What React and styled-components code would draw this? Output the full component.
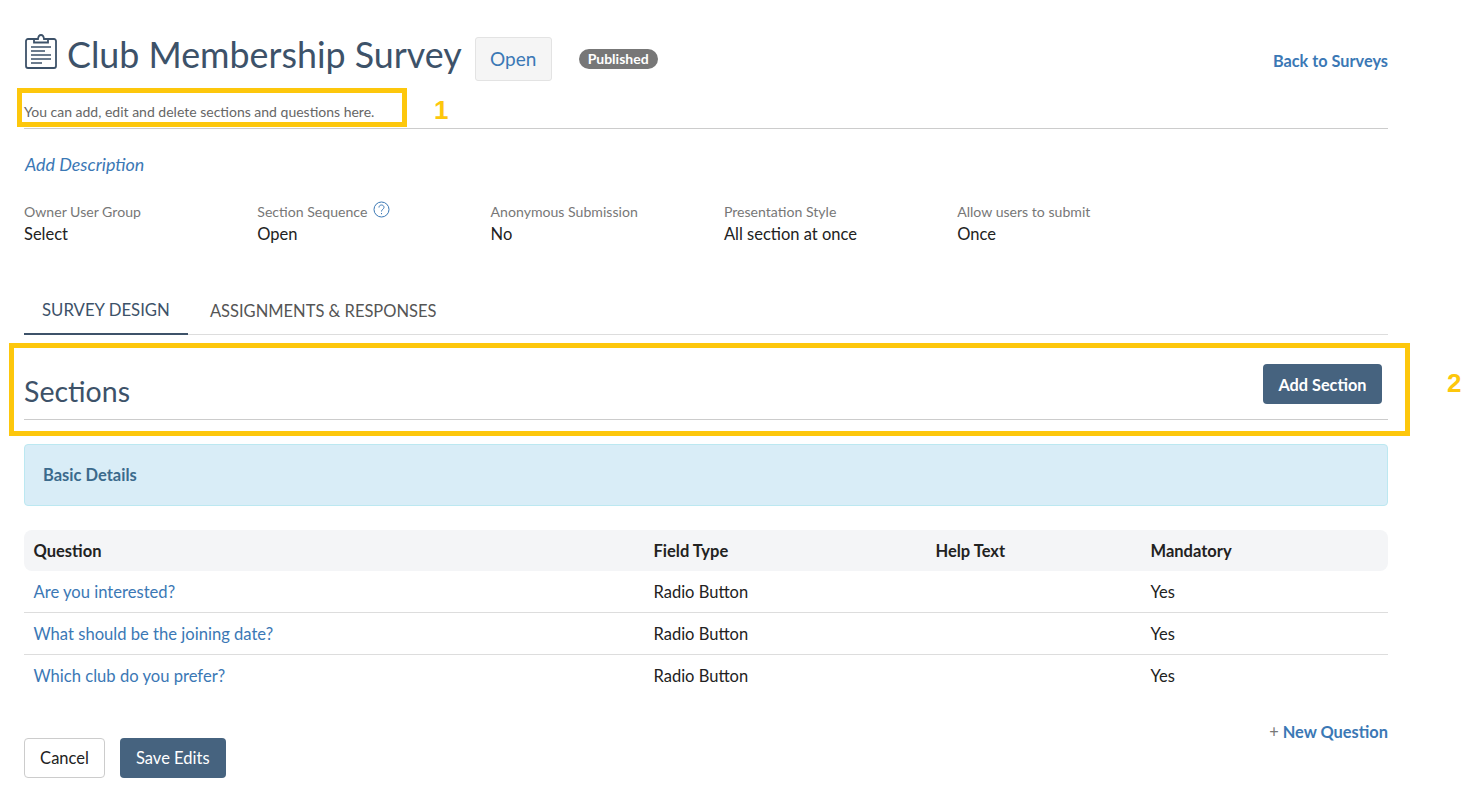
import React from "react";
import styled, { createGlobalStyle } from "styled-components";

const Global = createGlobalStyle`
  html, body { margin: 0; padding: 0; background: #fff; }
  body { font-family: Lato, "Open Sans", "Liberation Sans", sans-serif; color: #222; }
  * { box-sizing: border-box; }
`;

const Page = styled.div`
  position: relative;
  width: 1477px;
  height: 806px;
  overflow: hidden;
  padding: 27px 89px 0 24px;
`;
const Header = styled.div`
  display: flex;
  align-items: center;
  height: 54px;
`;
const TitleIcon = styled.svg`
  width: 34px;
  height: 36px;
  margin-right: 9px;
  margin-top: -6px;
  flex: none;
`;
const Title = styled.h1`
  margin: 2px 0 0;
  font-size: 35.8px;
  font-weight: 400;
  line-height: 54px;
  color: #3d5269;
`;
const StatusButton = styled.button`
  margin-left: 13px;
  margin-top: 9px;
  width: 77px;
  height: 44px;
  background: #f5f5f5;
  border: 1px solid #e3e3e3;
  border-radius: 3px;
  color: #3b78b5;
  font: 400 19px Lato, sans-serif;
`;
const Badge = styled.span`
  margin-left: 27px;
  margin-top: 10px;
  width: 79px;
  height: 20px;
  border-radius: 10px;
  background: #777;
  color: #fff;
  font-size: 14px;
  font-weight: 700;
  line-height: 20px;
  text-align: center;
`;
const BackLink = styled.a`
  margin-left: auto;
  margin-top: 12px;
  color: #3b78b5;
  font-size: 16.3px;
  font-weight: 700;
`;
const Subtitle = styled.div`
  height: 48px;
  padding-top: 23px;
  border-bottom: 1px solid #ccc;
  font-size: 14px;
  line-height: 16px;
  color: #666;
`;
const DescriptionLink = styled.a`
  display: block;
  margin: 25px 0 0 1px;
  font-size: 17.9px;
  font-style: italic;
  line-height: 20px;
  color: #3b78b5;
`;
const Meta = styled.div`
  display: grid;
  grid-template-columns: repeat(6, 233.3px);
  margin-top: 28px;
`;
const MetaLabel = styled.div`
  display: flex;
  align-items: center;
  gap: 6px;
  height: 18px;
  font-size: 14.1px;
  color: #777;
`;
const MetaValue = styled.div`
  margin-top: 3px;
  font-size: 16.5px;
  line-height: 22px;
  color: #222;
`;
const HelpIcon = styled.svg`
  width: 17px;
  height: 17px;
  margin-top: -4px;
`;
const Tabs = styled.div`
  display: flex;
  margin-top: 40px;
  height: 50px;
  border-bottom: 1px solid #ddd;
`;
const Tab = styled.div`
  padding: ${(p) => (p.$active ? "14px 18px 0" : "15px 22px 0")};
  font-size: ${(p) => (p.$active ? "16.75px" : "16.5px")};
  line-height: 22px;
  color: ${(p) => (p.$active ? "#3d5269" : "#555")};
  border-bottom: ${(p) => (p.$active ? "2px solid #3d5269" : "none")};
  margin-bottom: ${(p) => (p.$active ? "-1px" : "0")};
  height: 50px;
`;
const SectionsBar = styled.div`
  display: flex;
  justify-content: space-between;
  height: 85px;
  padding: 29px 6px 0 0;
  border-bottom: 1px solid #ccc;
`;
const SectionsTitle = styled.h2`
  margin: 9px 0 0;
  font-size: 28.5px;
  font-weight: 400;
  line-height: 36px;
  color: #3d5269;
`;
const PrimaryButton = styled.button`
  height: 40px;
  padding: 0 ${(p) => (p.$bold ? "15.5px" : "16px")};
  border: none;
  border-radius: 4px;
  background: #46637f;
  color: #fff;
  font: ${(p) => (p.$bold ? 700 : 400)} ${(p) => (p.$bold ? "16.3px" : "16.5px")} Lato, sans-serif;
`;
const Panel = styled.div`
  margin-top: 24px;
  height: 62px;
  padding: 0 18px;
  display: flex;
  align-items: center;
  background: #d9edf7;
  border: 1px solid #bce8f1;
  border-radius: 4px;
  color: #3b6a8c;
  font-size: 16.5px;
  font-weight: 700;
`;
const Table = styled.div`
  margin-top: 24px;
`;
const Row = styled.div`
  display: grid;
  grid-template-columns: 620px 282px 215px 1fr;
  align-items: center;
  height: ${(p) => (p.$head ? "41px" : "42px")};
  padding-left: 9.5px;
  font-size: 16.5px;
  font-weight: ${(p) => (p.$head ? 700 : 400)};
  color: #222;
  background: ${(p) => (p.$head ? "#f4f5f7" : "transparent")};
  border-radius: ${(p) => (p.$head ? "8px" : "0")};
  border-bottom: ${(p) => (p.$line ? "1px solid #ddd" : "none")};
`;
const QuestionLink = styled.a`
  color: #3b78b5;
  font-size: 16.6px;
`;
const NewQuestion = styled.div`
  margin-top: 24px;
  text-align: right;
  height: 17px;
  line-height: 22px;
  font-size: 16.4px;
  font-weight: 700;
  color: #3b78b5;
`;
const Plus = styled.span`
  font-weight: 400;
  color: #777;
`;
const Footer = styled.div`
  display: flex;
  gap: 15px;
`;
const CancelButton = styled.button`
  width: 81px;
  height: 40px;
  background: #fff;
  border: 1px solid #ccc;
  border-radius: 4px;
  color: #222;
  font: 400 16.5px Lato, sans-serif;
`;
const Callout = styled.div`
  position: absolute;
  left: ${(p) => p.$x}px;
  top: ${(p) => p.$y}px;
  width: ${(p) => p.$w}px;
  height: ${(p) => p.$h}px;
  border: 5px solid #fdc70c;
`;
const CalloutNumber = styled.div`
  position: absolute;
  left: ${(p) => p.$x}px;
  top: ${(p) => p.$y}px;
  font: 700 26px "Liberation Sans", sans-serif;
  line-height: 28px;
  color: #fdc70c;
`;

const metas = [
  ["Owner User Group", "Select"],
  ["Section Sequence", "Open", true],
  ["Anonymous Submission", "No"],
  ["Presentation Style", "All section at once"],
  ["Allow users to submit", "Once"],
];
const questions = ["Are you interested?", "What should be the joining date?", "Which club do you prefer?"];

export default function App() {
  return (
    <Page>
      <Global />
      <Header>
        <TitleIcon viewBox="0 0 34 36" fill="none" stroke="#3d5269" strokeWidth="1.8">
          <path d="M10 6H4a2 2 0 0 0-2 2v25a2 2 0 0 0 2 2h26a2 2 0 0 0 2-2V8a2 2 0 0 0-2-2h-6" />
          <path d="M10 9.500V6h4c.3-2.600 1.500-4 3-4s2.700 1.400 3 4h4v3.500z" />
          <path d="M7 14h20M7 18h14M7 22h20M7 26h20M7 30h11" strokeWidth="1.600" />
        </TitleIcon>
        <Title>Club Membership Survey</Title>
        <StatusButton>Open</StatusButton>
        <Badge>Published</Badge>
        <BackLink>Back to Surveys</BackLink>
      </Header>
      <Subtitle>You can add, edit and delete sections and questions here.</Subtitle>
      <DescriptionLink>Add Description</DescriptionLink>
      <Meta>
        {metas.map(([label, value, help]) => (
          <div key={label}>
            <MetaLabel>
              {label}
              {help && (
                <HelpIcon viewBox="0 0 17 17" fill="none" stroke="#3b78b5" strokeWidth="1">
                  <circle cx="8.500" cy="8.500" r="7.500" />
                  <path d="M6 6.500c0-1.500 1.100-2.500 2.500-2.500S11 5 11 6.300c0 1.900-2.500 2-2.500 4.200M8.500 12v1.200" />
                </HelpIcon>
              )}
            </MetaLabel>
            <MetaValue>{value}</MetaValue>
          </div>
        ))}
      </Meta>
      <Tabs>
        <Tab $active>SURVEY DESIGN</Tab>
        <Tab>ASSIGNMENTS &amp; RESPONSES</Tab>
      </Tabs>
      <SectionsBar>
        <SectionsTitle>Sections</SectionsTitle>
        <PrimaryButton $bold>Add Section</PrimaryButton>
      </SectionsBar>
      <Panel>Basic Details</Panel>
      <Table>
        <Row $head>
          <span>Question</span>
          <span>Field Type</span>
          <span>Help Text</span>
          <span>Mandatory</span>
        </Row>
        {questions.map((q, i) => (
          <Row key={q} $line={i < 2}>
            <QuestionLink>{q}</QuestionLink>
            <span>Radio Button</span>
            <span />
            <span>Yes</span>
          </Row>
        ))}
      </Table>
      <NewQuestion>
        <Plus>+</Plus> New Question
      </NewQuestion>
      <Footer>
        <CancelButton>Cancel</CancelButton>
        <PrimaryButton>Save Edits</PrimaryButton>
      </Footer>
      <Callout $x={17} $y={88} $w={390} $h={39} />
      <CalloutNumber $x={434} $y={96}>1</CalloutNumber>
      <Callout $x={9} $y={343} $w={1401} $h={93} />
      <CalloutNumber $x={1447} $y={369}>2</CalloutNumber>
    </Page>
  );
}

════════════════

TASK STATEMENT:
Check each line above for the string "components" and show the ones that have it.

SOLUTION FOR THIS TASK:
What React and styled-components code would draw this? Output the full component.
import styled, { createGlobalStyle } from "styled-components";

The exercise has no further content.